I view most recording engineers as a person just doing a job with very little(if any) passion(think of Homer Simpson sleeping on the job) regarding sound quality.
That couldn't be further from the truth. Read any recording engineer's trade mag... recording engineers are obsessed with sound quality, and getting raw emotion to turn into electricity on magnetic storage. Check out 'Sound on Sound' or 'Tape Op' to hear the language of the recording studio. You'll find there's almost zero overlap in terminology or focus. An engineer who claimed a digital cable "improved pace" would be laughed out of the control room before never being called for work again. Even the top manufacturers of recording equipment are quite resolute in saying that all digital interconnects are the same as long as they complete the circuit. Can you imagine an audiophile company saying the same?
The difference is, we put the obsession into tangible improvements. Yes, I absolutely could get a 1% increase in fidelity if I changed out the resistors in all of my equipment for Vishay Dale, and if avoided the DB25 interconnects and kept short signal paths. I could absolutely do it. But why spend my time on that if I can get a 50% increase in performance quality by getting the singer riled up and reminding him why he wrote the song, or picking up a coffee for the drummer who's feeling left out again? That kind of thing pays dividends.

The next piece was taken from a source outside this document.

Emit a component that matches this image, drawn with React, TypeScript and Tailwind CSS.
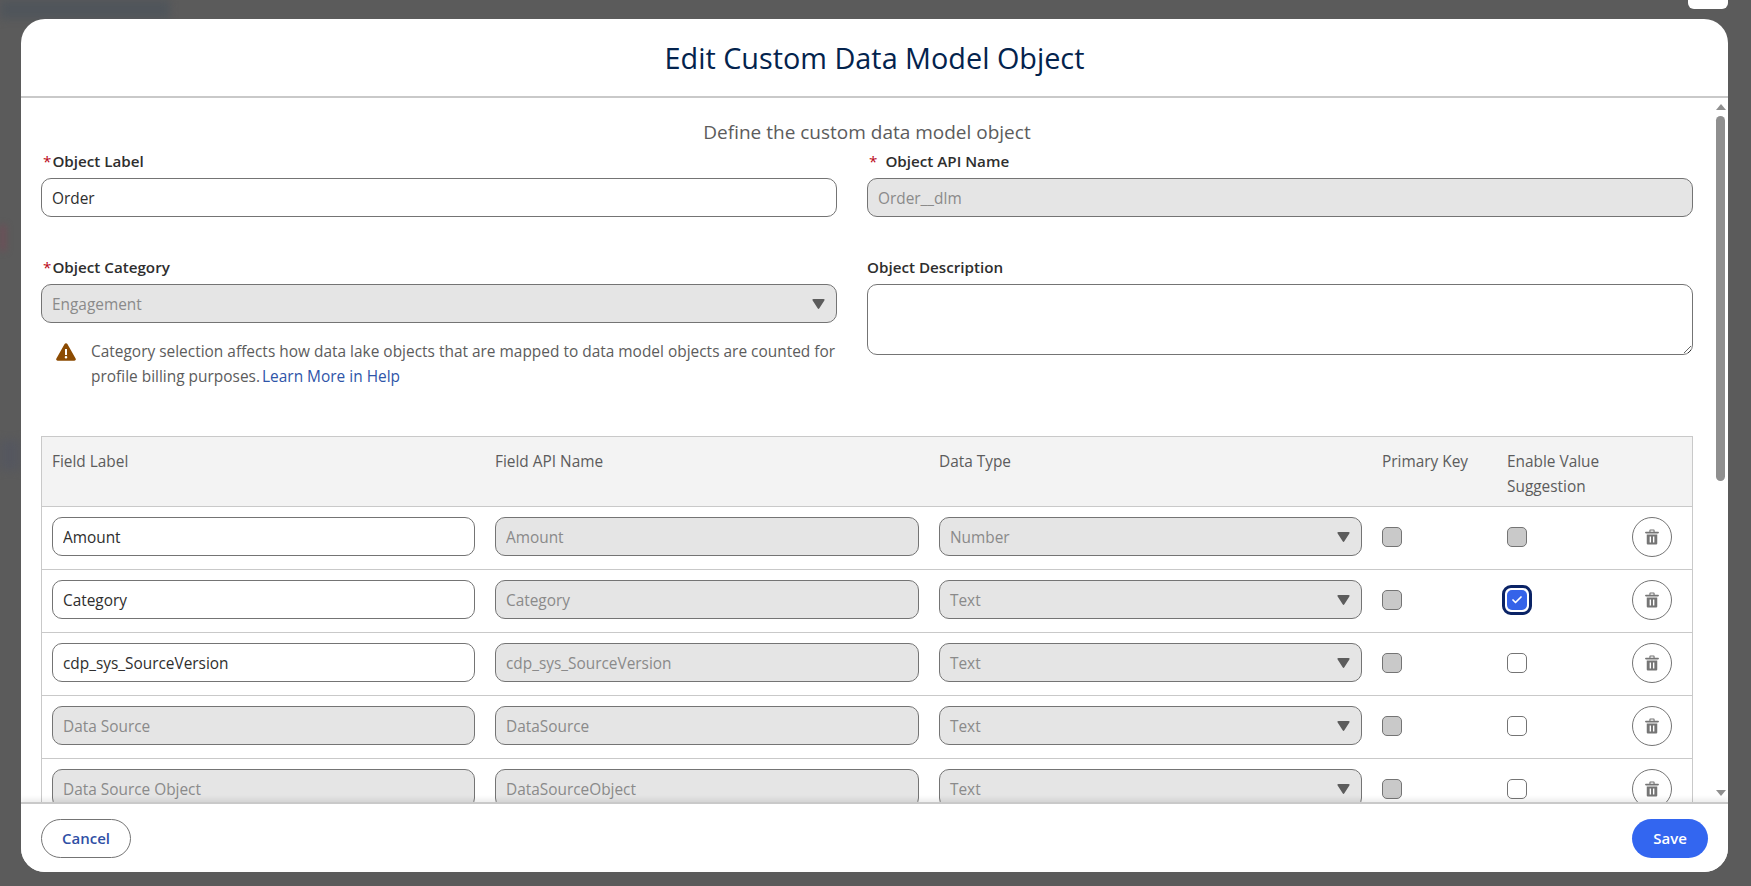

The obsessive-compulsive stuff pays off very little in the end and, in my opinion, doesn't make an album more listenable. What makes an album transcendent is emotion, power, fragility... For very little money and effort, we can get to 99% perfect fidelity. It's the final 1% that costs millions and adds very little.
I never listened to Abbey Road and thought, "Man, if only they'd recorded this through 24-bit 192Khz A/D converters along unidirectional silver mic cables. Then they'd be on to something." No, all that distortion, 50hz hum, tape hiss, and background noise adds up to something beautiful.